Page last updated at 05:15 GMT, Tuesday, 11 November 2008

Burma blogger jailed for 20 years

Burma's military leader Than Shwe
Than Shwe: "Foolish with power", says Nay Phone Latt

A Burmese blogger has been sentenced to 20 years in jail for posting a cartoon of the military leader Than Shwe.

Nay Phone Latt, 28, was sentenced by a court in Rangoon's Insein prison, said his mother, Aye Than.

Nay Phone Latt's colleague Thin July Kyaw was sentenced to two years imprisonment, Aye Than reported.

Another dissident, Saw Wai, was sentenced to two years in jail for publishing a poem mocking Than Shwe in the weekly Love Journal.

The first words of each line of the Burmese language poem spelled out the message "Senior General Than Shwe is foolish with power".

Nay Phone Latt was arrested in January; the sentence delivered on Monday included 15 years for offences under the Electronics Act, two years for "creating public alarm" and three and a half years for offences under the Video Act, his mother said.

One of his offences was apparently the possession of a banned video.

His blogs during the September 2007 uprising provided invaluable information about events within the locked-down country.

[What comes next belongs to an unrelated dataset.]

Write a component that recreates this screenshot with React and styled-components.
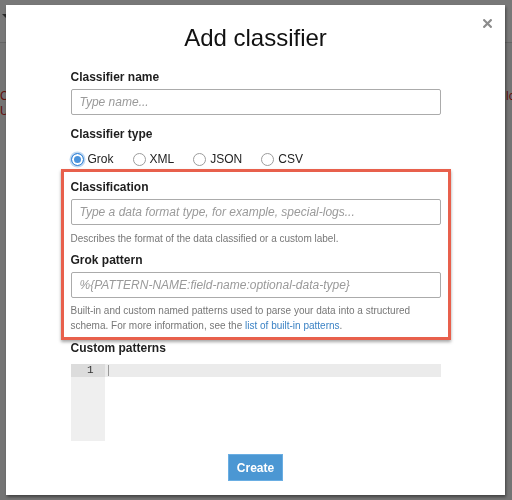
import React, { useState } from "react";
import styled, { createGlobalStyle } from "styled-components";

const GlobalStyle = createGlobalStyle`
  html, body {
    margin: 0;
    padding: 0;
    width: 512px;
    height: 500px;
    overflow: hidden;
    font-family: "Liberation Sans", Arial, Helvetica, sans-serif;
  }
  * {
    box-sizing: border-box;
  }
`;

const TYPES = ["Grok", "XML", "JSON", "CSV"];

export default function App() {
  const [type, setType] = useState("Grok");

  return (
    <>
      <GlobalStyle />
      <Page>
        <PageHeader>
          <Caret />
        </PageHeader>
        <ErrorRow>
          <ErrorText>
            Classifier name is required.
            <br />
            Use a unique name.
          </ErrorText>
          <ErrorText>lcon</ErrorText>
        </ErrorRow>
      </Page>

      <Backdrop />

      <Modal>
        <CloseButton aria-label="Close">
          <svg width="9" height="9" viewBox="0 0 9 9">
            <path d="M1.2 1.2 L7.8 7.8 M7.8 1.2 L1.2 7.8" stroke="#8c8c8c" strokeWidth="2.2" strokeLinecap="square" />
          </svg>
        </CloseButton>

        <Title>Add classifier</Title>

        <Form>
          <Label>Classifier name</Label>
          <Input placeholder="Type name..." />

          <Label $top={12}>Classifier type</Label>
          <RadioRow>
            {TYPES.map((t) => (
              <RadioItem key={t} onClick={() => setType(t)}>
                <Radio $checked={type === t} />
                <span>{t}</span>
              </RadioItem>
            ))}
          </RadioRow>

          <Highlight>
            <Label>Classification</Label>
            <Input placeholder="Type a data format type, for example, special-logs..." />
            <Help>Describes the format of the data classified or a custom label.</Help>

            <Label $top={7}>Grok pattern</Label>
            <Input placeholder="%{PATTERN-NAME:field-name:optional-data-type}" />
            <Help $top={5}>
              Built-in and custom named patterns used to parse your data into a structured
              schema. For more information, see the <Link href="#">list of built-in patterns</Link>.
            </Help>
          </Highlight>

          <Label $top={1}>Custom patterns</Label>
          <Editor>
            <Gutter>
              <LineNo>1</LineNo>
            </Gutter>
            <Lines>
              <ActiveLine>
                <Cursor />
              </ActiveLine>
            </Lines>
          </Editor>
        </Form>

        <Footer>
          <CreateButton>Create</CreateButton>
        </Footer>
      </Modal>
    </>
  );
}

const Page = styled.div`
  width: 512px;
  height: 500px;
  background: #f7f7f7;
  overflow: hidden;
`;

const PageHeader = styled.div`
  height: 43px;
  border-top: 1px solid #fff;
  border-bottom: 1px solid #d6d6d6;
  background: #ffffff;
  display: flex;
  align-items: center;
  padding-left: 2px;
`;

const Caret = styled.div`
  width: 0;
  height: 0;
  border-left: 4px solid transparent;
  border-right: 4px solid transparent;
  border-top: 4px solid #555;
  margin-top: -12px;
`;

const ErrorRow = styled.div`
  display: grid;
  grid-template-columns: 506px 1fr;
  margin-top: 46px;
  white-space: nowrap;
  overflow: hidden;
`;

const ErrorText = styled.div`
  color: #d0241a;
  font-size: 12px;
  line-height: 15px;
  overflow: hidden;
`;

const Backdrop = styled.div`
  position: fixed;
  inset: 0;
  background: rgba(0, 0, 0, 0.53);
`;

const Modal = styled.div`
  position: fixed;
  left: 6px;
  top: 5px;
  width: 499px;
  height: 490px;
  background: #fff;
  box-shadow: 1px 2px 3px rgba(0, 0, 0, 0.45);
  display: flex;
  flex-direction: column;
  align-items: center;
`;

const CloseButton = styled.button`
  position: absolute;
  top: 13px;
  right: 12px;
  width: 11px;
  height: 11px;
  padding: 0;
  border: none;
  background: none;
  display: flex;
  align-items: center;
  justify-content: center;
  cursor: pointer;
`;

const Title = styled.h1`
  margin: 18px 0 0;
  font-size: 24px;
  line-height: 30px;
  font-weight: 400;
  color: #111;
`;

const Form = styled.div`
  width: 370px;
  margin-top: 17px;
  display: flex;
  flex-direction: column;
`;

const Label = styled.div`
  font-size: 12px;
  line-height: 15px;
  font-weight: 700;
  color: #1e1e1e;
  margin-top: ${(p) => p.$top || 0}px;
  margin-bottom: 4px;
`;

const Input = styled.input`
  width: 100%;
  height: 26px;
  border: 1px solid #ababab;
  border-radius: 2px;
  padding: 0 8px;
  font-family: inherit;
  font-size: 12px;
  color: #222;
  outline: none;
  &::placeholder {
    color: #9a9a9a;
    font-style: italic;
  }
`;

const RadioRow = styled.div`
  display: flex;
  align-items: center;
  gap: 19px;
  margin-top: 5px;
  height: 16px;
`;

const RadioItem = styled.label`
  display: flex;
  align-items: center;
  gap: 4px;
  font-size: 12px;
  color: #222;
  cursor: pointer;
`;

const Radio = styled.span`
  width: 13px;
  height: 13px;
  border-radius: 50%;
  border: 1px solid ${(p) => (p.$checked ? "#3a87d6" : "#9c9c9c")};
  background: ${(p) => (p.$checked ? "#4a93dc" : "#fff")};
  box-shadow: ${(p) =>
    p.$checked ? "inset 0 0 0 2px #fff, 0 0 0 1.5px rgba(74, 147, 220, 0.35)" : "none"};
`;

const Highlight = styled.div`
  margin: 2px -10px 0;
  padding: 8px 7px 4px;
  border: 3px solid #e8604c;
  box-shadow: 0 2px 3px rgba(0, 0, 0, 0.35);
  display: flex;
  flex-direction: column;
`;

const Help = styled.div`
  margin-top: ${(p) => p.$top ?? 6}px;
  font-size: 10px;
  line-height: 15px;
  color: #777;
`;

const Link = styled.a`
  color: #3b82c4;
  text-decoration: none;
`;

const Editor = styled.div`
  margin-top: 4px;
  display: flex;
  height: 77px;
`;

const Gutter = styled.div`
  width: 34px;
  background: #efefef;
`;

const LineNo = styled.div`
  height: 13px;
  background: #dcdcdc;
  font-family: "Liberation Mono", monospace;
  font-size: 11px;
  line-height: 13px;
  color: #333;
  text-align: right;
  padding-right: 11px;
`;

const Lines = styled.div`
  flex: 1;
`;

const ActiveLine = styled.div`
  height: 13px;
  background: #ebebeb;
  padding-left: 3px;
  display: flex;
  align-items: center;
`;

const Cursor = styled.div`
  width: 1px;
  height: 11px;
  background: #999;
`;

const Footer = styled.div`
  margin-top: 13px;
`;

const CreateButton = styled.button`
  height: 27px;
  padding: 0 8px;
  background: #4b97d3;
  border: 1px solid #6aaee3;
  color: #fff;
  font-family: inherit;
  font-size: 12px;
  font-weight: 700;
  cursor: pointer;
`;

Aye Than said she was not allowed to attend the trial and Nay Phone Latt was not represented by his defence lawyer, Aung Thein, who began serving a four-month prison sentence for contempt of court last Friday.

"My son is a computer expert and he has not violated any criminal law. It is very unfair that he was given 15 years' imprisonment under the Electronics Law for a crime he did not commit," said Aye Than.

A spokesman for the opposition National League for Democracy party, Nyan Win, described Nay Phone Latt, a former party member, as "a young and intelligent blogger and computer expert."

Spreading arrests

"The government is expediting the trials of political prisoners and many have been given lengthy prison sentences," said Nyan Win.

Nyan Win said party youth member Tun Tun Naing, who was arrested last year, was given 19 years in prison on Friday.

Tun Tun Naing and Khin Maung Aye, of the privately-owned weekly News Watch, were arrested on 5 November and are being detained in Insein prison.

The media rights organisations Reporters Without Borders and Burma Media Association have demanded their immediate release, adding this brings to 10 the number of journalists arrested so far this year.

Irrawaddy magazine, an exile Burmese news organisation, said the current crackdown is also aimed at silencing legal attempts to ensure fair trials for dissidents now appearing before judges in closed court sessions.

Two weeks ago, three defence lawyers, Nyi Nyi Htwe, Aung Thein and Khin Maung Shein were imprisoned for between four and six months for contempt of court after complaining of unfair treatment.

Four other defence lawyers, Kyaw Hoe, Maung Maung Latt, Myint Thaung and Khin Htay Kyew have been barred from representing their clients, who include members of the 88 Generation Students group.

The US State Department has criticised the imprisonment of the four defence lawyers and urged the Burmese regime to drop all charges and release them.

President Bush announced that he will nominate one of his former senior Asia advisers as special representative for Burma.

'No legitimacy'

The European Union said on Monday that multiparty elections scheduled for 2010 in Burma will be seen as illegitimate unless the ruling military junta frees all political prisoners - particularly Nobel laureate Aung San Suu Kyi.

The 27 EU foreign ministers deplored the lack of progress in Burma since the violent repression of peaceful protests.

Suu Kyi, a Nobel Peace Prize laureate, has been under house arrest for more than 12 of the past 19 years.

The junta has announced general elections in 2010 as part of its "roadmap to democracy".

The junta came to power in 1988 after crushing a nationwide pro-democracy uprising, killing as many as 3,000 people. It organised multiparty elections in 1990 but refused to honour the results after Suu Kyi's party won overwhelmingly.